Kuchenne szafki w kolorze głębokiego granatu przełamują neutralność, a meble i dodatki w odcieniach rdzy, beżu i czerwieni wprowadzają przytulność. „Jesień to moja ulubiona pora roku” – przyznaje Amna. – „Pochodzę z Nowego Jorku, więc ten zestaw barw jest dla mnie naturalny i bardzo osobisty.”
Największym wyzwaniem okazało się znalezienie wykonawców, którzy potrafią pracować z detalem i materiałami naturalnymi w duchu klasycznego rzemiosła. „W Dubaju wciąż dominuje bardzo nowoczesny język designu” – tłumaczy projektantka. – „Musieliśmy cierpliwie tłumaczyć, że zależy nam na nieregularności, na fakturze, na ręcznym wykończeniu.” Efektem jest wnętrze pełne autorskich detali: od mosiężnych inkrustacji w podłodze, przez profile stolarki, po ręcznie wykonane płytki w holu. Również dzięki tej realizacji Amna zbudowała sieć rzemieślników, z którymi dziś współpracuje przy projektach dla klientów.
W całym domu zastosowano marmur, len, nielakierowany mosiądz i drewno. „Wierzę, że naturalne materiały z czasem nabierają charakteru w sposób, w jaki syntetyczne nigdy nie potrafią” – mówi projektantka.
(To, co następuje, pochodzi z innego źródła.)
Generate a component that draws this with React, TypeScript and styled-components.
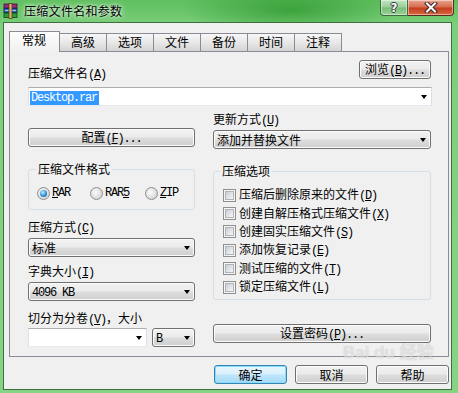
import React from "react";
import styled, { createGlobalStyle } from "styled-components";

const GlobalStyle = createGlobalStyle`
  html, body {
    margin: 0;
    padding: 0;
  }
  body {
    width: 458px;
    height: 393px;
    overflow: hidden;
    font-family: "Noto Sans CJK SC", "Noto Sans", sans-serif;
    font-size: 12px;
    line-height: 14px;
    color: #000;
  }
`;

const Window = styled.div`
  position: relative;
  width: 458px;
  height: 393px;
  display: flex;
  flex-direction: column;
  background:
    radial-gradient(ellipse 110px 26px at 290px 10px, rgba(30, 140, 30, 0.6), rgba(30, 140, 30, 0)),
    linear-gradient(to bottom, #5fbf5f 0, #7ccf7c 26px, #84d484 100%);
`;

const TitleBar = styled.div`
  height: 22px;
  display: flex;
  align-items: flex-start;
  padding-left: 3px;
`;

const AppIcon = styled.svg`
  flex: none;
  margin-top: 3px;
`;

const Title = styled.div`
  margin-left: 5px;
  line-height: 21px;
  letter-spacing: 0.3px;
  text-shadow: 0 0 3px #fff, 0 0 7px rgba(255, 255, 255, 0.85);
`;

const CaptionButtons = styled.div`
  display: flex;
  margin-left: auto;
  margin-right: 4px;
`;

const CaptionButton = styled.div<{ $close?: boolean }>`
  box-sizing: border-box;
  width: ${(p) => (p.$close ? 46 : 28)}px;
  height: 16px;
  display: flex;
  align-items: center;
  justify-content: center;
  border: 1px solid ${(p) => (p.$close ? "#5a2a1e" : "#3f6a3f")};
  border-top: none;
  border-left-width: ${(p) => (p.$close ? 0 : 1)}px;
  border-radius: ${(p) => (p.$close ? "0 0 4px 0" : "0 0 0 4px")};
  background: ${(p) =>
    p.$close
      ? "linear-gradient(#e9a48e, #d66a4c 48%, #c23c1e 52%, #d8683e)"
      : "linear-gradient(#c2e4c2, #98cf98 48%, #78bb78 52%, #98d298)"};
  box-shadow: inset 0 0 0 1px rgba(255, 255, 255, 0.45);
`;

const HelpGlyph = styled.span`
  font-family: "DejaVu Sans", sans-serif;
  font-weight: bold;
  font-size: 12px;
  line-height: 14px;
  color: #fff;
  text-shadow: 1px 0 0 #333, -1px 0 0 #333, 0 1px 0 #333, 0 -1px 0 #333;
`;

const Client = styled.div`
  flex: 1;
  margin: 0 6px 3px 3px;
  border: 1px solid #3f6f3f;
  background: #f0f0f0;
  padding: 8px 0 0 5px;
  display: flex;
  flex-direction: column;
`;

const TabStrip = styled.div`
  height: 20px;
  display: flex;
  align-items: flex-end;
  position: relative;
  z-index: 1;
`;

const Tab = styled.div<{ $active?: boolean }>`
  box-sizing: border-box;
  height: ${(p) => (p.$active ? 21 : 18)}px;
  margin-bottom: ${(p) => (p.$active ? -1 : 0)}px;
  margin-left: ${(p) => (p.$active ? 0 : -1)}px;
  padding: ${(p) => (p.$active ? "1px 13px 0 12px" : "1px 11px 0 11px")};
  border: 1px solid #898c95;
  border-bottom: none;
  background: ${(p) =>
    p.$active ? "linear-gradient(#fdfdfd, #f0f0f0)" : "linear-gradient(#f7f7f7, #e6e6e6 55%, #d3d3d3)"};
  z-index: ${(p) => (p.$active ? 2 : 0)};
  &:first-child {
    margin-left: 0;
  }
`;

const Panel = styled.div`
  box-sizing: border-box;
  width: 440px;
  height: 306px;
  border: 1px solid #898c95;
  background: #f0f0f0;
  padding: 8px 16px 0 18px;
`;

const TopRow = styled.div`
  display: flex;
  justify-content: space-between;
  align-items: flex-start;
`;

const Label = styled.div<{ $top?: number }>`
  margin-top: ${(p) => p.$top ?? 0}px;
  white-space: nowrap;
`;

const Acc = styled.span`
  font-family: "Liberation Mono", monospace;
  letter-spacing: -1.2px;
  u {
    text-underline-offset: 1px;
  }
`;

const Button = styled.button<{ $default?: boolean; $width?: number; $top?: number }>`
  box-sizing: border-box;
  flex: none;
  width: ${(p) => (p.$width ? `${p.$width}px` : "100%")};
  height: 19px;
  margin: ${(p) => p.$top ?? 0}px 0 0 0;
  padding: 0;
  font: inherit;
  line-height: 14px;
  color: #000;
  border: 1px solid ${(p) => (p.$default ? "#3c7fb1" : "#707070")};
  border-radius: 3px;
  background: ${(p) =>
    p.$default
      ? "linear-gradient(#eaf6fd, #d9f0fc 48%, #bee6fd 52%, #a7d9f5)"
      : "linear-gradient(#f2f2f2, #ebebeb 48%, #dddddd 52%, #cfcfcf)"};
  box-shadow: inset 0 0 0 1px ${(p) => (p.$default ? "#7ee0fb" : "#fcfcfc")};
`;

const Select = styled.div<{ $editable?: boolean; $top?: number; $width?: number }>`
  box-sizing: border-box;
  width: ${(p) => (p.$width ? `${p.$width}px` : "100%")};
  height: 19px;
  margin-top: ${(p) => p.$top ?? 0}px;
  display: flex;
  align-items: center;
  padding: 0 4px 0 ${(p) => (p.$editable ? 1 : 3)}px;
  border: 1px solid;
  border-color: ${(p) => (p.$editable ? "#abadb3 #dbdfe6 #e3e9ef #e2e3ea" : "#707070")};
  border-radius: ${(p) => (p.$editable ? 0 : 3)}px;
  background: ${(p) =>
    p.$editable ? "#fff" : "linear-gradient(#f2f2f2, #ebebeb 48%, #dddddd 52%, #cfcfcf)"};
  box-shadow: ${(p) => (p.$editable ? "none" : "inset 0 0 0 1px #fcfcfc")};
`;

const SelectText = styled.span`
  flex: 1;
  white-space: nowrap;
  line-height: 15px;
`;

const Selected = styled.span`
  font-family: "Liberation Mono", monospace;
  letter-spacing: -1.2px;
  padding: 0 2px 0 1px;
  background: #3399ff;
  color: #fff;
`;

const Arrow = styled.span`
  flex: none;
  width: 0;
  height: 0;
  border-left: 3.5px solid transparent;
  border-right: 3.5px solid transparent;
  border-top: 4px solid #000;
`;

const Columns = styled.div`
  display: grid;
  grid-template-columns: 167px 218px;
  column-gap: 18px;
`;

const Column = styled.div`
  display: flex;
  flex-direction: column;
`;

const Group = styled.fieldset<{ $top?: number; $pad: string }>`
  margin: ${(p) => p.$top ?? 0}px 0 0 0;
  padding: ${(p) => p.$pad};
  border: 1px solid #d5dfe5;
  border-radius: 3px;
  min-width: 0;
`;

const Legend = styled.legend<{ $shift?: number }>`
  padding: 0 2px;
  margin-left: ${(p) => p.$shift ?? 0}px;
  line-height: 14px;
`;

const RadioRow = styled.div`
  display: flex;
  align-items: center;
  height: 14px;
`;

const RadioOption = styled.label<{ $width?: number }>`
  display: flex;
  align-items: center;
  gap: 2px;
  width: ${(p) => (p.$width ? `${p.$width}px` : "auto")};
`;

const Radio = styled.span<{ $checked?: boolean }>`
  box-sizing: border-box;
  width: 13px;
  height: 13px;
  border-radius: 50%;
  border: 1px solid #8f8f8f;
  background: radial-gradient(circle at 40% 40%, #fbfbfb, #d3d3d3 80%);
  display: flex;
  align-items: center;
  justify-content: center;
  &::after {
    content: "";
    display: ${(p) => (p.$checked ? "block" : "none")};
    width: 7px;
    height: 7px;
    border-radius: 50%;
    background: radial-gradient(circle at 40% 35%, #c4f0ff, #2d90d6 55%, #0f4c8c);
  }
`;

const CheckRow = styled.label`
  display: flex;
  align-items: center;
  gap: 3px;
  height: 18.4px;
  white-space: nowrap;
`;

const CheckBox = styled.span`
  box-sizing: border-box;
  flex: none;
  width: 13px;
  height: 13px;
  border: 1px solid #8e8f8f;
  background: #f6f6f6;
  padding: 1px;
  &::after {
    content: "";
    display: block;
    box-sizing: border-box;
    width: 9px;
    height: 9px;
    border: 1px solid #aeb3b9;
    background: linear-gradient(135deg, #cbcfd5, #f6f6f6);
  }
`;

const SplitRow = styled.div`
  display: flex;
  gap: 5px;
  margin-top: 1px;
`;

const Footer = styled.div`
  width: 440px;
  display: flex;
  justify-content: flex-end;
  gap: 8px;
  margin-top: 8px;
`;

// faint site watermark lying over the dialog, as in the screenshot
const Watermark = styled.div`
  position: absolute;
  left: 343px;
  top: 344px;
  pointer-events: none;
  font-family: "Liberation Sans", "Noto Sans CJK SC", sans-serif;
  font-size: 17px;
  font-weight: bold;
  line-height: 18px;
  color: rgba(255, 255, 255, 0.55);
  text-shadow: 0 0 1px rgba(90, 90, 90, 0.35);
`;

const options = [
  { text: "压缩后删除原来的文件", key: "D" },
  { text: "创建自解压格式压缩文件", key: "X" },
  { text: "创建固实压缩文件", key: "S" },
  { text: "添加恢复记录", key: "E" },
  { text: "测试压缩的文件", key: "T" },
  { text: "锁定压缩文件", key: "L" },
];

const tabs = ["常规", "高级", "选项", "文件", "备份", "时间", "注释"];

function Key({ k, dots }: { k: string; dots?: boolean }) {
  return (
    <Acc>
      (<u>{k}</u>){dots ? "..." : ""}
    </Acc>
  );
}

export default function App() {
  return (
    <Window>
      <GlobalStyle />
      <TitleBar>
        <AppIcon width="16" height="16" viewBox="0 0 16 16">
          <rect x="1" y="1" width="13" height="4" fill="#9a2a86" stroke="#3a0f34" strokeWidth="0.8" />
          <rect x="1" y="5.5" width="13" height="4" fill="#2e62c4" stroke="#0f2250" strokeWidth="0.8" />
          <rect x="1" y="10" width="13" height="4.5" fill="#2f9c3c" stroke="#0f4514" strokeWidth="0.8" />
          <line x1="2" y1="7.5" x2="13" y2="7.5" stroke="#e8eef8" strokeWidth="0.7" />
          <rect x="6" y="0.5" width="3" height="15" fill="#d8b56e" stroke="#5a3e10" strokeWidth="0.8" />
        </AppIcon>
        <Title>压缩文件名和参数</Title>
        <CaptionButtons>
          <CaptionButton>
            <HelpGlyph>?</HelpGlyph>
          </CaptionButton>
          <CaptionButton $close>
            <svg width="14" height="11" viewBox="0 0 14 11">
              <path d="M3 1.5 L11 9.5 M11 1.5 L3 9.5" stroke="#3a2a2a" strokeWidth="4" strokeLinecap="square" />
              <path d="M3 1.5 L11 9.5 M11 1.5 L3 9.5" stroke="#fff" strokeWidth="2" strokeLinecap="square" />
            </svg>
          </CaptionButton>
        </CaptionButtons>
      </TitleBar>

      <Client>
        <TabStrip>
          {tabs.map((t, i) => (
            <Tab key={t} $active={i === 0}>
              {t}
            </Tab>
          ))}
        </TabStrip>

        <Panel>
          <TopRow>
            <Label $top={6}>
              压缩文件名<Key k="A" />
            </Label>
            <Button $width={72} style={{ marginRight: 1 }}>
              浏览<Key k="B" dots />
            </Button>
          </TopRow>
          <Select $editable $top={5}>
            <SelectText>
              <Selected>Desktop.rar</Selected>
            </SelectText>
            <Arrow />
          </Select>

          <Columns>
            <Column>
              <Button $top={22}>
                配置<Key k="F" dots />
              </Button>
              <Group $top={15} $pad="10px 0 9px 8px">
                <Legend $shift={-1}>压缩文件格式</Legend>
                <RadioRow>
                  <RadioOption $width={53}>
                    <Radio $checked />
                    <Acc>
                      <u>R</u>AR
                    </Acc>
                  </RadioOption>
                  <RadioOption $width={55}>
                    <Radio />
                    <Acc>
                      RAR<u>5</u>
                    </Acc>
                  </RadioOption>
                  <RadioOption>
                    <Radio />
                    <Acc>
                      <u>Z</u>IP
                    </Acc>
                  </RadioOption>
                </RadioRow>
              </Group>
              <Label $top={10}>
                压缩方式<Key k="C" />
              </Label>
              <Select $top={2}>
                <SelectText>标准</SelectText>
                <Arrow />
              </Select>
              <Label $top={7}>
                字典大小<Key k="I" />
              </Label>
              <Select $top={2}>
                <SelectText>
                  <Acc>4096 KB</Acc>
                </SelectText>
                <Arrow />
              </Select>
              <Label $top={10}>
                切分为分卷<Key k="V" />，大小
              </Label>
              <SplitRow>
                <Select $editable $width={119}>
                  <SelectText />
                  <Arrow />
                </Select>
                <Select $width={43}>
                  <SelectText>
                    <Acc>B</Acc>
                  </SelectText>
                  <Arrow />
                </Select>
              </SplitRow>
            </Column>

            <Column>
              <Label $top={6}>
                更新方式<Key k="U" />
              </Label>
              <Select $top={2}>
                <SelectText>添加并替换文件</SelectText>
                <Arrow />
              </Select>
              <Group $top={15} $pad="8px 0 3px 9px">
                <Legend $shift={-3}>压缩选项</Legend>
                {options.map((o) => (
                  <CheckRow key={o.key}>
                    <CheckBox />
                    <span>
                      {o.text}
                      <Key k={o.key} />
                    </span>
                  </CheckRow>
                ))}
              </Group>
              <Button $top={24}>
                设置密码<Key k="P" dots />
              </Button>
            </Column>
          </Columns>
        </Panel>

        <Footer>
          <Button $default $width={73}>
            确定
          </Button>
          <Button $width={73}>取消</Button>
          <Button $width={73}>帮助</Button>
        </Footer>
      </Client>

      <Watermark>Bai du 经验</Watermark>
    </Window>
  );
}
Choć wnętrza zachwycają wyrafinowaniem, ich sercem pozostaje codzienność. Amna i jej mąż Ammar wychowują tu dwójkę małych dzieci, dlatego wszystko zaplanowano z myślą o wygodzie. Sprytne systemy zabudowy, przestrzeń do zabawy i duże stoły zachęcające do wspólnych posiłków sprawiają, że dom jest nie tylko estetyczny, ale też funkcjonalny. „Chciałam, żeby nasz dom był piękny, ale też prawdziwie zamieszkany” – podkreśla.